Итак, увидел и обомлел. Стройная, красивая, в черном облегающем свитере с белыми оленями на груди (этот свитер станет впоследствии одним из наших семейных анекдотов). Несмотря на свой донжуанский взгляд, я был весьма робким по отношению к женщинам. Вроде бы сам был парнем нормальным (а если не скромничать, может, даже и выше нормы): рост 182 см, спортивен, профессионально водил машину (гонщиком в обществе «Торпедо» был!), увлекался фотографией, входил в студенческую сборную Москвы по плаванию, начитан и вообще не дурак, и все равно мне казалось: ну как я таким прекрасным девушкам понравиться могу! И я робел, не знал, как же к ним можно подступиться. И здесь не подступился.
Прошел месяц, и нас распределили по группам. Собралась наша группа, посмотрел я на девушек и ахнул – она среди них! Конечно, уже в другом наряде, но она! Кстати, о наряде. Значительно позднее выяснилось, что была у нее черная кофта и белый рисунок на ней был, но не с оленями, как мне показалось, а с абстрактным рисунком. Отсюда и анекдот – не на той женился!
Женился… До этого пять лет ухаживал. Да как ухаживал! На первых моих фотопортретах, которые я в газетах печатал, только она. В театр пошла без меня, я рядом с ней в ложе билеты скупил, благо в мое время это не так дорого стоило, и на спектакль пришел. Первые мои стихи (они же и последние) – о ней. Первый мой ресторан в жизни – с ней.
С этим рестораном интересно приключилось. Это был не абы какой, а лучший ресторан Москвы – «Метрополь»! Забрал я свою стипендию – 21 рубль, добавил еще четыре рубля, и пошли мы с ней отмечать мой день рождения. Заказали устриц! Конечно, до этого мы о них только у Бальзака и Мопассана читали. Бутылку сухого итальянского вина, что-то еще вкусное. Спросили у официанта, что это за блюдо такое в меню стоит – «Сюрприз»? Он не ответил, но загадочно улыбнулся. Заказали. Принес нам вытянутый длинный рулет, облил коньяком и поджег. Он горит голубым пламенем, официант разрезал его, а внутри мороженое! Необычно и очень вкусно. Заплатил я за все это пиршество меньше 16 рублей.

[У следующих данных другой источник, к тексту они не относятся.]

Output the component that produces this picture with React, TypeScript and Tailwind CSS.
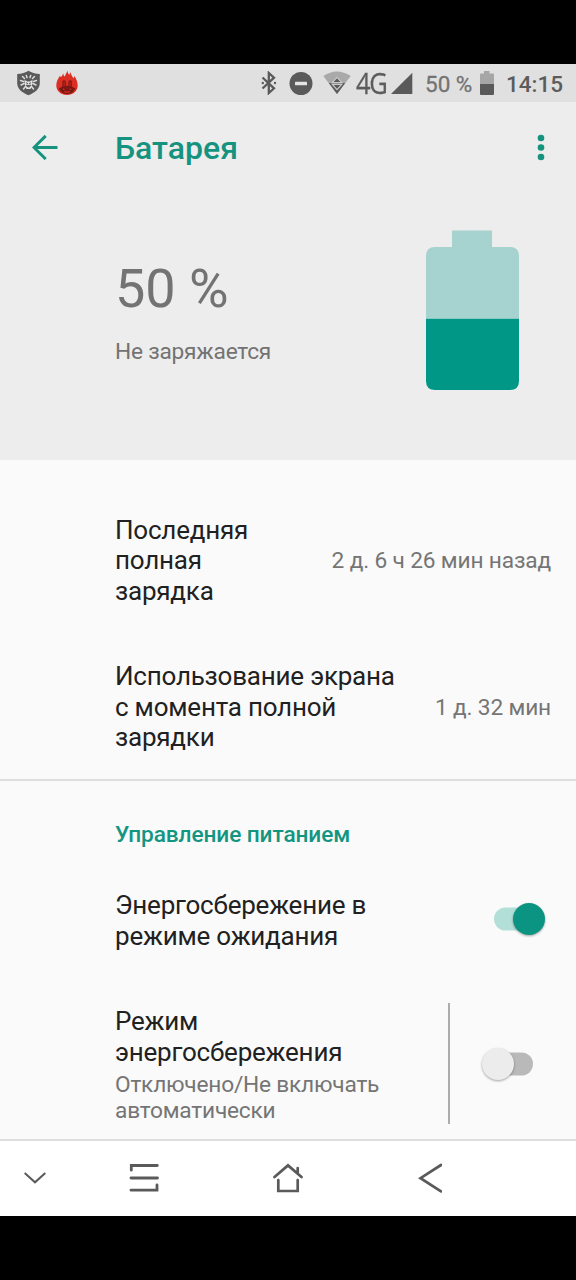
import React from "react";

function StatusBar() {
  return (
    <div className="flex h-[38px] items-center bg-[#e0e0e0] pl-4 text-[#5c5c5c]">
      <svg className="h-[26px] w-[26px] shrink-0" viewBox="0 0 26 26">
        <path d="M12.500.7C9.600 2.800 5.600 3.800 1.200 3.900V13c0 6 4.800 9.600 11.300 12.300C19 22.600 23.800 19 23.800 13V3.900C19.400 3.800 15.400 2.800 12.500.7Z" fill="#5a5a5a" />
        <path d="M6.500 6.500l2 2M18.500 6.500l-2 2M4.500 10.500l3 1M20.500 10.500l-3 1M5 15l3-1.500M20 15l-3-1.500M7.500 19l2-2.500M17.500 19l-2-2.500M10.300 5.500l.7 2M14.700 5.500l-.7 2" stroke="#dcdcdc" strokeWidth="1.500" strokeLinecap="round" />
        <path d="M8.500 10l3 1.500h2l3-1.500-.3 5-1.700 4h-4l-1.700-4Z" fill="#e4e4e4" />
        <path d="M10 12.800l2 .8M15 12.800l-2 .8M10 15.300q2.500 3.500 5 0Z" stroke="#5a5a5a" strokeWidth="1" fill="#5a5a5a" />
      </svg>
      <svg className="ml-[13px] h-[26px] w-6 shrink-0" viewBox="0 0 24 26">
        <path d="M12.500.6c-.8 2.500-2 3.800-2.700 5.800C8.900 6 8.300 4.800 8.200 3.200 7.600 5.200 6.800 6.200 5.800 7.200 5.400 6.800 5.200 6.200 5.100 5.600 3.200 8.500 1.300 11.500 1.300 15.500 1.300 21 6 25 12 25s10.700-4 10.700-9.500c0-3.500-1.400-6.500-3.200-9.500-.2 1-.6 1.700-1.100 2.200C17.500 6.500 15.900 5 15.500 2.300c-.7.800-1.100 1.800-1.200 2.700C13.200 4 12.500 2.400 12.500.6Z" fill="#dc2f24" />
        <path d="M8 17V12.500q0-1.500 1-1.500t1.200 1.500V17M14 17V12.500q.2-1.500 1.200-1.500t1 1.500V17" stroke="#7a1813" strokeWidth="1.300" fill="none" strokeLinecap="round" />
        <path d="M3.800 18.500q3.500-2.700 8.300-2.700t8.300 2.700q-2.500 5.500-8.300 5.500t-8.300-5.500Z" fill="#7a1813" />
        <path d="M8 18.700l1.500.8M16.200 18.700l-1.500.8M9 21.500q3 1.200 6 0" stroke="#dc2f24" strokeWidth="1.100" fill="none" />
      </svg>
      <div className="flex flex-1 items-center">
        <svg className="ml-[182px] h-6 w-[16px] shrink-0" viewBox="0 0 16 24">
          <path d="M1.500 6.500L13 17.300 7.800 22V2L13 6.700 1.500 17.500" fill="none" stroke="#5a5a5a" strokeWidth="2.300" />
          <circle cx="1.800" cy="12" r="1.200" fill="#5a5a5a" />
          <circle cx="14" cy="12" r="1.200" fill="#5a5a5a" />
        </svg>
        <svg className="ml-3 h-6 w-6 shrink-0" viewBox="0 0 24 24">
          <circle cx="12" cy="12.500" r="11.500" fill="#5a5a5a" />
          <rect x="6" y="10.700" width="12" height="3.600" rx=".6" fill="#e4e4e4" />
        </svg>
        <svg className="ml-[10px] h-6 w-7 shrink-0" viewBox="0 0 28 24">
          <path d="M.3 5Q14-4 27.700 5L14 23Z" fill="#a9a9a9" />
          <path d="M5.800 12h16.400L14 23Z" fill="#5a5a5a" />
          <path d="M14 6.300L18.700 11.600H9.300ZM9.300 13.300h9.400L14 18.600Z" fill="#5a5a5a" stroke="#c9c9c9" strokeWidth="1.200" />
        </svg>
        <span className="ml-[5px] w-[35px] shrink-0 whitespace-nowrap pb-px font-['Open_Sans',sans-serif] text-[29px] leading-none tracking-[-1.500px] [-webkit-text-stroke:0.300px_#5c5c5c] [transform-origin:left] [transform:scaleX(.88)]">4G</span>
        <svg className="h-[22px] w-[22px] shrink-0" viewBox="0 0 22 22">
          <path d="M21.300.7V22H0Z" fill="#5a5a5a" />
        </svg>
        <span className="ml-[12px] w-[55px] shrink-0 whitespace-nowrap pt-[2px] text-[22.500px] leading-none text-[#737373] [-webkit-text-stroke:0.300px_#737373]">50 %</span>
        <svg className="h-6 w-[14px] shrink-0" viewBox="0 0 14 24">
          <path d="M4 0h5.500v2.500H13q1 0 1 1V13H0V3.500q0-1 1-1h3Z" fill="#a6a6a6" />
          <path d="M0 13h14v10q0 1-1 1H1q-1 0-1-1Z" fill="#5a5a5a" />
        </svg>
        <span className="ml-3 shrink-0 whitespace-nowrap pt-[2px] text-[22.500px] font-medium leading-none">14:15</span>
      </div>
    </div>
  );
}

function Header() {
  return (
    <header className="flex h-[358px] flex-col bg-[#ededed]">
      <div className="flex h-[90px] items-center pl-8 pr-[31px] text-[#16937f]">
        <svg className="h-[26px] w-[26px] shrink-0" viewBox="0 0 26 26">
          <path d="M25.500 13.500H2M13.700 1.900L2 13.500l11.700 11.600" fill="none" stroke="currentColor" strokeWidth="2.900" />
        </svg>
        <h1 className="ml-[57px] flex-1 pt-px text-[32px] font-medium leading-none">Батарея</h1>
        <svg className="h-[27px] w-2 shrink-0" viewBox="0 0 8 27">
          <circle cx="4" cy="4" r="3.300" fill="currentColor" />
          <circle cx="4" cy="13.500" r="3.300" fill="currentColor" />
          <circle cx="4" cy="23" r="3.300" fill="currentColor" />
        </svg>
      </div>
      <div className="flex justify-between pl-[115px] pr-[57px] pt-[38px] text-[#737373]">
        <div className="pt-[31px]">
          <div className="whitespace-nowrap text-[54px] leading-[56px]">50 %</div>
          <div className="mt-[21px] whitespace-nowrap text-[22.700px] leading-[27px] tracking-[-0.220px]">Не заряжается</div>
        </div>
        <svg className="h-40 w-[93px]" viewBox="0 0 93 160">
          <path d="M26 .5h40V17H84q9 0 9 9v62.800H0V26q0-9 9-9h17Z" fill="#a6d2cf" />
          <path d="M0 88.800h93V151q0 9-9 9H9q-9 0-9-9Z" fill="#009787" />
        </svg>
      </div>
    </header>
  );
}

function InfoRow({ lines, value }: { lines: string[]; value: string }) {
  return (
    <div className="flex h-[146.700px] items-center justify-between pl-[115px] pr-[25px]">
      <div className="whitespace-nowrap text-[26px] leading-[30.500px] tracking-[-0.220px] text-[#212121]">
        {lines.map((l) => (
          <div key={l}>{l}</div>
        ))}
      </div>
      <div className="whitespace-nowrap text-[22.700px] leading-[27px] tracking-[-0.160px] text-[#757575]">{value}</div>
    </div>
  );
}

function Toggle({ on }: { on: boolean }) {
  return (
    <svg className="h-10 w-[54px] shrink-0 overflow-visible" viewBox="0 0 54 40">
      <rect x={on ? 1 : 2} y="8.500" width="50" height="23" rx="11.500" fill={on ? "#b3dfd9" : "#b9b9b9"} />
      <circle
        cx={on ? 36 : 17}
        cy="20"
        r="16"
        fill={on ? "#0b9482" : "#ececec"}
        className="drop-shadow-[0_1px_1px_rgba(0,0,0,0.350)]"
      />
    </svg>
  );
}

function NavBar() {
  return (
    <nav className="flex h-[77px] items-center border-t-2 border-[#dedede] bg-white pb-[2px] pl-6">
      <svg className="h-3 w-[22px] shrink-0" viewBox="0 0 22 12" fill="none" stroke="#5a5a5a" strokeWidth="2">
        <path d="M.7 1L11 10.300 21.300 1" />
      </svg>
      <svg className="ml-[83px] h-[30px] w-[30px] shrink-0" viewBox="0 0 30 30" fill="none" stroke="#5a5a5a" strokeWidth="2.800" strokeLinecap="round">
        <path d="M2.300 7.200V2.500H28.300M2 15H28.500M2 27.200H28V22" />
      </svg>
      <svg className="ml-[114px] h-[30px] w-[30px] shrink-0" viewBox="0 0 30 30" fill="none" stroke="#5a5a5a" strokeWidth="2.700" strokeLinecap="round">
        <path d="M1.500 14L15 2.400 28.500 14M24.700 10V5M5.300 17V28H24.700V17" />
      </svg>
      <svg className="ml-[115px] h-[30px] w-6 shrink-0" viewBox="0 0 24 30" fill="none" stroke="#5a5a5a" strokeWidth="2.700" strokeLinecap="round">
        <path d="M23 2L2.500 15.200 23 28.300" />
      </svg>
    </nav>
  );
}

export default function App() {
  return (
    <div className="flex h-[1280px] w-[576px] flex-col overflow-hidden bg-black py-16 font-['Roboto',sans-serif]">
      <StatusBar />
      <Header />
      <main className="flex h-[679px] flex-col bg-[#fafafa]">
        <div className="h-[321px] border-b-2 border-[#dedede] pt-[27px]">
          <InfoRow lines={["Последняя", "полная", "зарядка"]} value="2 д. 6 ч 26 мин назад" />
          <InfoRow lines={["Использование экрана", "с момента полной", "зарядки"]} value="1 д. 32 мин" />
        </div>
        <h2 className="mt-10 pl-[115px] text-[22.700px] font-medium leading-[27px] tracking-[-0.110px] text-[#129581]">Управление питанием</h2>
        <div className="mt-[42px] flex items-start justify-between pl-[115px] pr-[29px]">
          <div className="text-[26px] leading-[30.500px] tracking-[-0.220px] text-[#212121]">
            <div>Энергосбережение в</div>
            <div>режиме ожидания</div>
          </div>
          <div className="h-10 pt-[9px]">
            <Toggle on />
          </div>
        </div>
        <div className="mt-[52px] flex h-[121px] items-center pl-[115px]">
          <div className="w-[333px] self-start whitespace-nowrap pt-[3px]">
            <div className="text-[26px] leading-[30.500px] tracking-[-0.220px] text-[#212121]">
              <div>Режим</div>
              <div>энергосбережения</div>
            </div>
            <div className="mt-[4.500px] text-[22.700px] leading-[26.600px] tracking-[-0.210px] text-[#757575]">
              <div>Отключено/Не включать</div>
              <div>автоматически</div>
            </div>
          </div>
          <div className="mr-[31px] h-full w-[2px] bg-[#acacac]" />
          <Toggle on={false} />
        </div>
      </main>
      <NavBar />
    </div>
  );
}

Прошло 25 лет после нашей свадьбы (было это, следовательно, в 1984 году), и решил я пойти с дочерью и зятем в этот же ресторан, за этот же столик. Пришли, посмотрели карту. Устриц нет, «Сюрприза» нет, сухого хорошего вина нет. Принесли болгарский коньяк, незрелые помидоры, жесткое мясо. И хотя взял я с собой достаточно много денег, не хватило – пришлось зятю доплачивать!
Прошло еще 25 лет, и опять я решил с женой за этим столиком посидеть. Не получилось, ибо ресторан в наше время вообще для простой публики, которая с улицы, закрыт! Его можно только снять целиком за бешеные деньги для какого-нибудь корпоратива или отдельного олигарха. Закрыт для народа ресторан со знаменитым историческим залом с фонтаном посредине, с витражными потолками, зал, в котором бывали чуть ли не все великие люди России – актеры, писатели, государственные деятели, закрыт «для подлого народа»! Так и хочется воскликнуть: «О времена, о нравы!»
Вообще в любимой моей Москве с любимыми народом местами что-то неладное происходит. Практически в любом городе Европы, да и во многих российских, есть свои исторические традиции. Приедешь в такой город, тебе обязательно посоветуют сходить в историческое кафе – «там великий имярек любил поесть», в пивную, где другой имярек пива попить любил, посетить беседку, в которой принято в любви признаваться, и т. д. В Москве в советские времена хотя и мало, но были такие места. Старые и не особо старые москвичи помнят еще, как съезжались со всего города поесть заварной эклер в маленькую булочную в Столешниковом переулке. Их прямо из пекарни, открыв фанерную дверцу в стене, горячими подавали. Выпить бокал шампанского в магазине «Вино» на улице Горького. Поесть самое вкусное мороженое в ЦУМе. Где все это теперь? На месте булочной – ювелирный бутик, магазина «Вино» – бутик модной одежды, ЦУМ превратили в супердорогой торговый дворец, где продавать мороженое «по определению» невозможно… Не может жить город без своих традиций, без веками освещенных людских симпатий, привычек! Все, возвращаюсь к течению моей жизни.